**CHALLENGE:** Please transcribe the records precisely; pictures stay out of your copy.
------------------------
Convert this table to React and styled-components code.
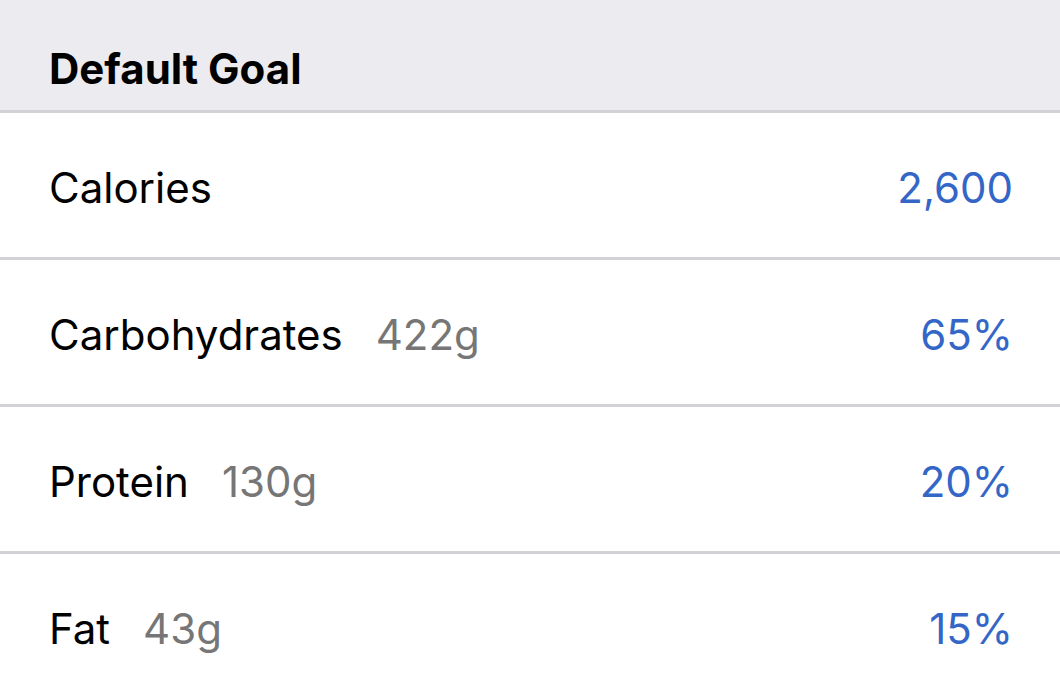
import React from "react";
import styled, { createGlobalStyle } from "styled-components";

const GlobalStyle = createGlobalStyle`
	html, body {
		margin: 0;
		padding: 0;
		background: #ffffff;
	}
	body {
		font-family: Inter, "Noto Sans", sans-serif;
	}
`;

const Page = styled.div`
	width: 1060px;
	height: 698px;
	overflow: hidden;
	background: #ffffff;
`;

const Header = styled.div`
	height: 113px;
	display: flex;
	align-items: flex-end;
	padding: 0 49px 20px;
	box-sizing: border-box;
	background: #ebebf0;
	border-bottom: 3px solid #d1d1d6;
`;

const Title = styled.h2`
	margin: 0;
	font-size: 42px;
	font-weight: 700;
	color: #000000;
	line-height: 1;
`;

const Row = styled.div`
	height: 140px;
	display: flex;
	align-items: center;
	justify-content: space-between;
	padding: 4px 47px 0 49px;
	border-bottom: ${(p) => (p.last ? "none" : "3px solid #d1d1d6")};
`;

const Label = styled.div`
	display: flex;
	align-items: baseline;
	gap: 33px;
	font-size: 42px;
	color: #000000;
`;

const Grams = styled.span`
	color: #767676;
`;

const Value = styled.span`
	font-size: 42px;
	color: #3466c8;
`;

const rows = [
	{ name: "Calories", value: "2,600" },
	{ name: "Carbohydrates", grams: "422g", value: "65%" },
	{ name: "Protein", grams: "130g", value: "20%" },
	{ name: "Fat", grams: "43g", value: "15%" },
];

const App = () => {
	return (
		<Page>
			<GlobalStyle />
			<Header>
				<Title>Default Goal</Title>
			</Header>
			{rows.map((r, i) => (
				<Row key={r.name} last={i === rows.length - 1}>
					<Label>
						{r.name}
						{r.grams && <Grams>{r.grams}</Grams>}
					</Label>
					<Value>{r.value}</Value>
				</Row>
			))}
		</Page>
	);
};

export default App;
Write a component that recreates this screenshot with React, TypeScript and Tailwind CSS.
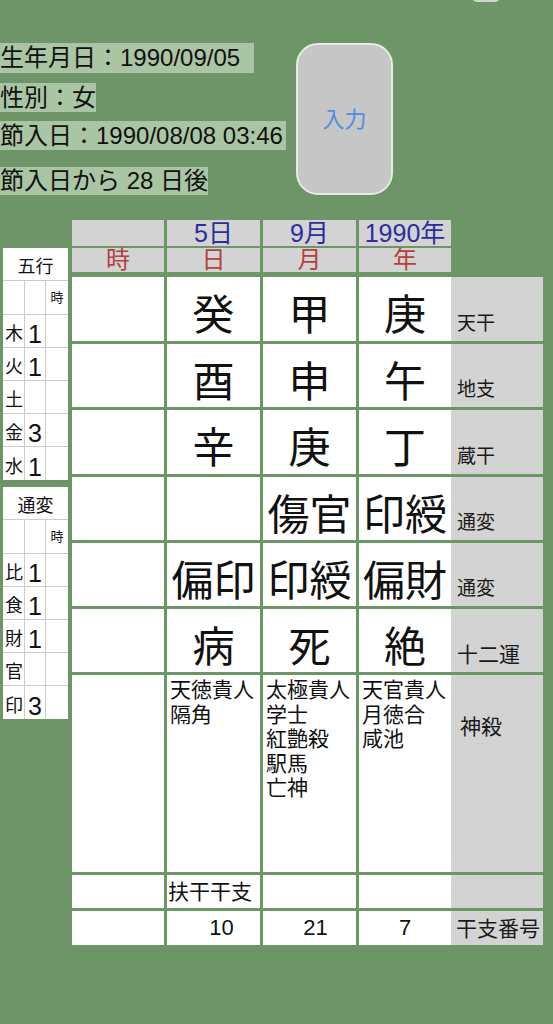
------------------------
**PROBLEM SOLUTION:**
Convert this table to React and styled-components code.
import React from "react";
import styled, { createGlobalStyle } from "styled-components";

const GlobalStyle = createGlobalStyle`
	html, body {
		margin: 0;
		padding: 0;
		background: #ffffff;
	}
	body {
		font-family: Inter, "Noto Sans", sans-serif;
	}
`;

const Page = styled.div`
	width: 1060px;
	height: 698px;
	overflow: hidden;
	background: #ffffff;
`;

const Header = styled.div`
	height: 113px;
	display: flex;
	align-items: flex-end;
	padding: 0 49px 20px;
	box-sizing: border-box;
	background: #ebebf0;
	border-bottom: 3px solid #d1d1d6;
`;

const Title = styled.h2`
	margin: 0;
	font-size: 42px;
	font-weight: 700;
	color: #000000;
	line-height: 1;
`;

const Row = styled.div`
	height: 140px;
	display: flex;
	align-items: center;
	justify-content: space-between;
	padding: 4px 47px 0 49px;
	border-bottom: ${(p) => (p.last ? "none" : "3px solid #d1d1d6")};
`;

const Label = styled.div`
	display: flex;
	align-items: baseline;
	gap: 33px;
	font-size: 42px;
	color: #000000;
`;

const Grams = styled.span`
	color: #767676;
`;

const Value = styled.span`
	font-size: 42px;
	color: #3466c8;
`;

const rows = [
	{ name: "Calories", value: "2,600" },
	{ name: "Carbohydrates", grams: "422g", value: "65%" },
	{ name: "Protein", grams: "130g", value: "20%" },
	{ name: "Fat", grams: "43g", value: "15%" },
];

const App = () => {
	return (
		<Page>
			<GlobalStyle />
			<Header>
				<Title>Default Goal</Title>
			</Header>
			{rows.map((r, i) => (
				<Row key={r.name} last={i === rows.length - 1}>
					<Label>
						{r.name}
						{r.grams && <Grams>{r.grams}</Grams>}
					</Label>
					<Value>{r.value}</Value>
				</Row>
			))}
		</Page>
	);
};

export default App;
Write a component that recreates this screenshot with React, TypeScript and Tailwind CSS.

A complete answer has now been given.